> **Given instruction**
Determine which lines of the records include the word "this", and copy them.

Entries with page source code
┌──

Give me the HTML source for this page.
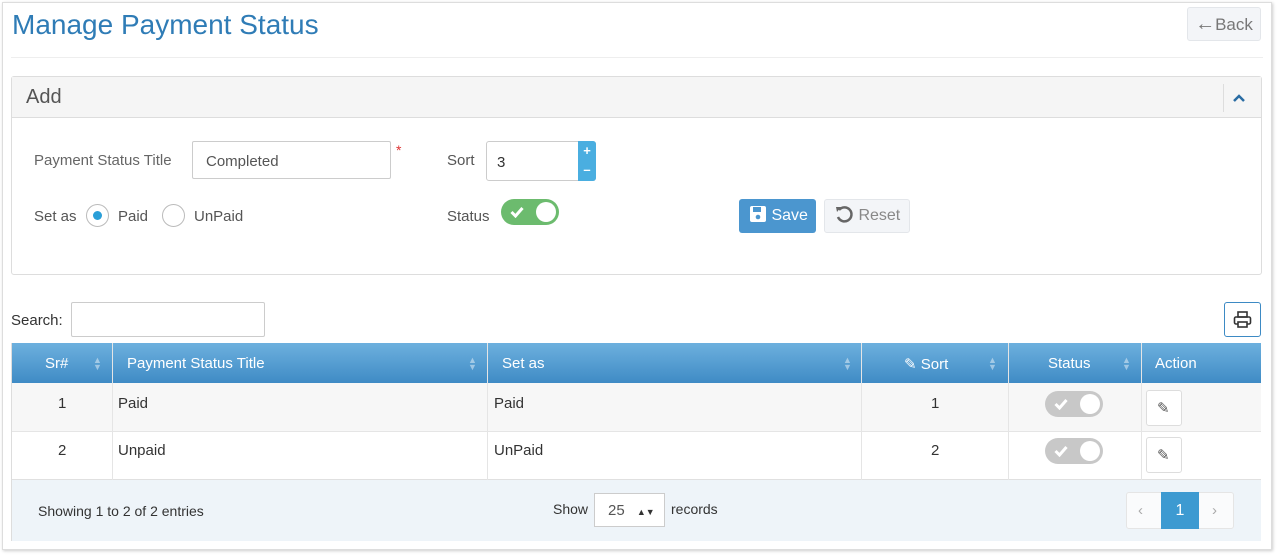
<!DOCTYPE html>
<html><head><style>
*{box-sizing:border-box;margin:0;padding:0}
body{width:1280px;height:559px;background:#fff;font-family:"Liberation Sans",sans-serif;font-size:15px;color:#333;position:relative;overflow:hidden}
.a{position:absolute}
.frame{left:2px;top:2px;width:1270px;height:548px;border:1px solid #ddd;box-shadow:1px 1px 3px #ccc}
.t{white-space:nowrap}
.tog{position:absolute;width:58px;height:26px;border-radius:13px}
.tog .k{position:absolute;right:3px;top:3px;width:20px;height:20px;border-radius:50%;background:#fff}
.ed{width:36px;height:36px;border:1px solid #ddd;border-radius:3px;background:#fff}
.th{color:#fff;font-size:15px;top:355px}
.arr{color:rgba(255,255,255,.45);font-size:9px;line-height:7px;top:357px}
</style></head><body>
<div class="a frame"></div>
<div class="a t" style="left:12px;top:9px;font-size:28px;color:#2f7cb6">Manage Payment Status</div>
<div class="a t" style="left:1187px;top:7px;width:74px;height:34px;background:#f3f5f8;border:1px solid #e3e6ea;border-radius:3px;color:#777;font-size:17px;line-height:32px;text-align:center"><span style="font-size:20px">&#8592;</span>Back</div>
<div class="a" style="left:11px;top:57px;width:1252px;border-top:1px solid #eee"></div>

<div class="a" style="left:11px;top:76px;width:1251px;height:199px;border:1px solid #ddd;border-radius:3px"></div>
<div class="a" style="left:12px;top:77px;width:1249px;height:41px;background:#f5f5f5;border-bottom:1px solid #ddd"></div>
<div class="a t" style="left:26px;top:86px;font-size:20px;color:#555">Add</div>
<div class="a" style="left:1223px;top:84px;height:28px;border-left:1px solid #ddd"></div>
<svg class="a" style="left:1232px;top:93px" width="14" height="10"><path d="M2 8L7 3L12 8" stroke="#2a6ca3" stroke-width="2.5" fill="none"/></svg>

<div class="a t" style="left:34px;top:152px;color:#666">Payment Status Title</div>
<div class="a t" style="left:192px;top:141px;width:199px;height:38px;border:1px solid #ccc;border-radius:2px;padding:11px 13px;color:#555">Completed</div>
<div class="a" style="left:396px;top:142px;color:#d33;font-size:14px">*</div>
<div class="a t" style="left:447px;top:152px;color:#555">Sort</div>
<div class="a t" style="left:486px;top:141px;width:110px;height:40px;border:1px solid #ccc;border-radius:3px;padding:12px 10px;color:#333">3</div>
<div class="a" style="left:578px;top:141px;width:18px;height:40px;background:#4aaee0;color:#fff;font-size:13px;font-weight:bold;text-align:center;line-height:19px;border-radius:0 3px 3px 0">+<br>–</div>
<div class="a t" style="left:34px;top:208px;color:#555">Set as</div>
<div class="a" style="left:86px;top:204px;width:23px;height:23px;border:1px solid #bbb;border-radius:50%"></div>
<div class="a" style="left:93px;top:211px;width:9px;height:9px;background:#2a9fd8;border-radius:50%"></div>
<div class="a t" style="left:118px;top:208px;color:#555">Paid</div>
<div class="a" style="left:162px;top:204px;width:23px;height:23px;border:1px solid #bbb;border-radius:50%"></div>
<div class="a t" style="left:194px;top:208px;color:#555">UnPaid</div>
<div class="a t" style="left:447px;top:208px;color:#555">Status</div>
<div class="tog" style="left:501px;top:199px;background:#6cbb6e"><svg style="position:absolute;left:9px;top:7px" width="14" height="12"><path d="M1.5 6L5.5 10L12.5 2" stroke="#fff" stroke-width="3" fill="none"/></svg><div class="k"></div></div>
<div class="a t" style="left:739px;top:199px;width:77px;height:34px;background:#4b96cf;border-radius:3px;color:#fff;font-size:16px;line-height:34px;padding-left:10px"><svg width="18" height="18" style="vertical-align:-3px" viewBox="0 0 18 18"><rect x="1" y="1" width="16" height="16" rx="2" fill="#fff"/><rect x="4" y="2" width="8" height="5" fill="#4b96cf"/><circle cx="9" cy="12" r="2.3" fill="#4b96cf"/></svg> Save</div>
<div class="a t" style="left:824px;top:199px;width:86px;height:34px;background:#f3f5f8;border:1px solid #e3e6ea;border-radius:3px;color:#888;font-size:16px;line-height:32px;padding-left:9px"><svg width="20" height="20" style="vertical-align:-4px" viewBox="0 0 20 20"><path d="M5 6A7 7 0 1 1 4 13" stroke="#666" stroke-width="2.5" fill="none"/><path d="M2 3L7 3L3 8Z" fill="#666"/></svg> Reset</div>

<div class="a t" style="left:11px;top:312px;color:#333">Search:</div>
<div class="a" style="left:71px;top:302px;width:194px;height:35px;border:1px solid #ccc;border-radius:2px"></div>
<div class="a" style="left:1224px;top:302px;width:37px;height:35px;border:1px solid #3d8ac4;border-radius:3px"></div>
<svg class="a" style="left:1233px;top:311px" width="19" height="17" viewBox="0 0 19 17"><rect x="5" y="1" width="9" height="5" fill="none" stroke="#333" stroke-width="1.6"/><rect x="1.5" y="6" width="16" height="7" rx="1.5" fill="none" stroke="#333" stroke-width="1.6"/><rect x="5" y="11" width="9" height="5" fill="#fff" stroke="#333" stroke-width="1.6"/></svg>

<div class="a" style="left:11px;top:343px;width:1250px;height:198px;border:1px solid #ddd"></div>
<div class="a" style="left:12px;top:343px;width:1249px;height:40px;background:linear-gradient(#6db0de,#3f8bc5)"></div>
<div class="a" style="left:12px;top:383px;width:1249px;height:49px;background:#f7f7f7;border-bottom:1px solid #e5e5e5"></div>
<div class="a" style="left:12px;top:432px;width:1249px;height:48px;background:#fff;border-bottom:1px solid #e0e0e0"></div>
<div class="a" style="left:12px;top:480px;width:1249px;height:61px;background:#eef4f9"></div>
<div class="a" style="left:112px;top:343px;height:137px;border-left:1px solid #e5e5e5"></div>
<div class="a" style="left:487px;top:343px;height:137px;border-left:1px solid #e5e5e5"></div>
<div class="a" style="left:861px;top:343px;height:137px;border-left:1px solid #e5e5e5"></div>
<div class="a" style="left:1008px;top:343px;height:137px;border-left:1px solid #e5e5e5"></div>
<div class="a" style="left:1141px;top:343px;height:137px;border-left:1px solid #e5e5e5"></div>

<div class="a t th" style="left:45px">Sr#</div><div class="a arr" style="left:93px">▲<br>▼</div>
<div class="a t th" style="left:127px">Payment Status Title</div><div class="a arr" style="left:468px">▲<br>▼</div>
<div class="a t th" style="left:502px">Set as</div><div class="a arr" style="left:843px">▲<br>▼</div>
<div class="a t th" style="left:904px">✎ Sort</div><div class="a arr" style="left:988px">▲<br>▼</div>
<div class="a t th" style="left:1048px">Status</div><div class="a arr" style="left:1122px">▲<br>▼</div>
<div class="a t th" style="left:1155px">Action</div>

<div class="a t" style="left:58px;top:395px">1</div>
<div class="a t" style="left:118px;top:395px">Paid</div>
<div class="a t" style="left:494px;top:395px">Paid</div>
<div class="a t" style="left:931px;top:395px">1</div>
<div class="tog" style="left:1045px;top:391px;background:#c8c8c8"><svg style="position:absolute;left:9px;top:7px" width="14" height="12"><path d="M1.5 6L5.5 10L12.5 2" stroke="#fff" stroke-width="3" fill="none"/></svg><div class="k"></div></div>
<div class="a ed" style="left:1146px;top:390px"></div>
<div class="a" style="left:1157px;top:399px;color:#555;font-size:15px">✎</div>

<div class="a t" style="left:58px;top:442px">2</div>
<div class="a t" style="left:118px;top:442px">Unpaid</div>
<div class="a t" style="left:494px;top:442px">UnPaid</div>
<div class="a t" style="left:931px;top:442px">2</div>
<div class="tog" style="left:1045px;top:438px;background:#c8c8c8"><svg style="position:absolute;left:9px;top:7px" width="14" height="12"><path d="M1.5 6L5.5 10L12.5 2" stroke="#fff" stroke-width="3" fill="none"/></svg><div class="k"></div></div>
<div class="a ed" style="left:1146px;top:437px"></div>
<div class="a" style="left:1157px;top:446px;color:#555;font-size:15px">✎</div>

<div class="a t" style="left:38px;top:503px;font-size:14px">Showing 1 to 2 of 2 entries</div>
<div class="a t" style="left:553px;top:501px;font-size:14px">Show</div>
<div class="a t" style="left:594px;top:493px;width:71px;height:34px;border:1px solid #ccc;background:#fff;padding:8px 13px;color:#555">25 <span style="font-size:9px;color:#333;margin-left:8px">▲▼</span></div>
<div class="a t" style="left:671px;top:501px;font-size:14px">records</div>
<div class="a" style="left:1126px;top:492px;width:108px;height:37px;border:1px solid #e5e5e5;border-radius:3px;background:#fafbfc"></div>
<div class="a t" style="left:1138px;top:502px;color:#aaa;font-size:15px">‹</div>
<div class="a t" style="left:1161px;top:492px;width:38px;height:37px;background:#3d9ad1;color:#fff;text-align:center;line-height:37px;font-size:16px">1</div>
<div class="a t" style="left:1212px;top:502px;color:#aaa;font-size:15px">›</div>
</body></html>
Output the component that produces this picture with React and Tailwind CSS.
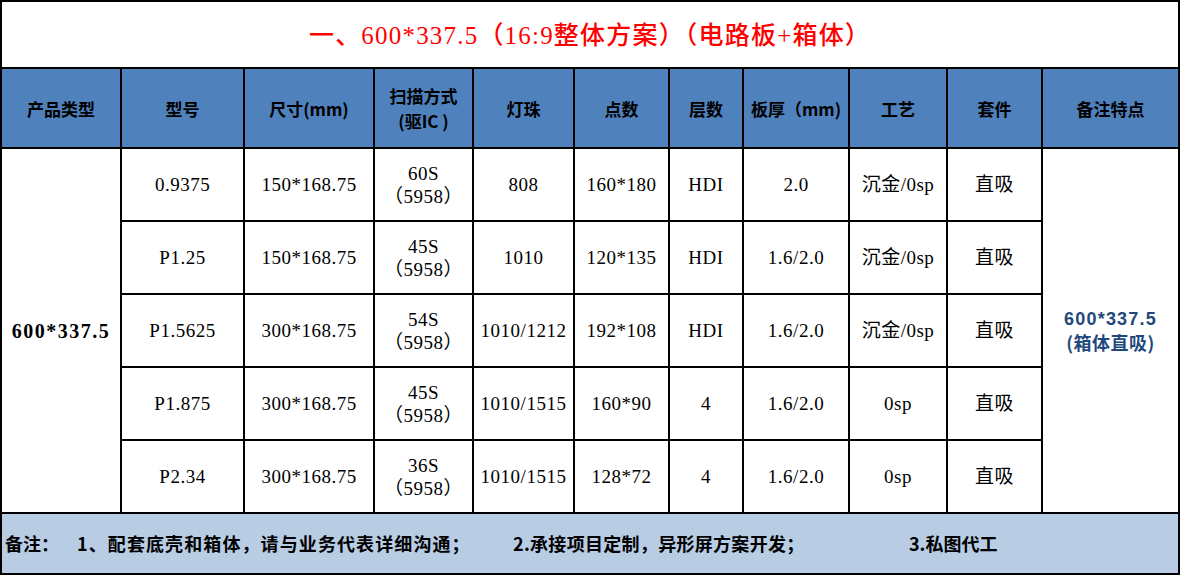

└──

> **Final result**
Give me the HTML source for this page.
Output the component that produces this picture with React and Tailwind CSS.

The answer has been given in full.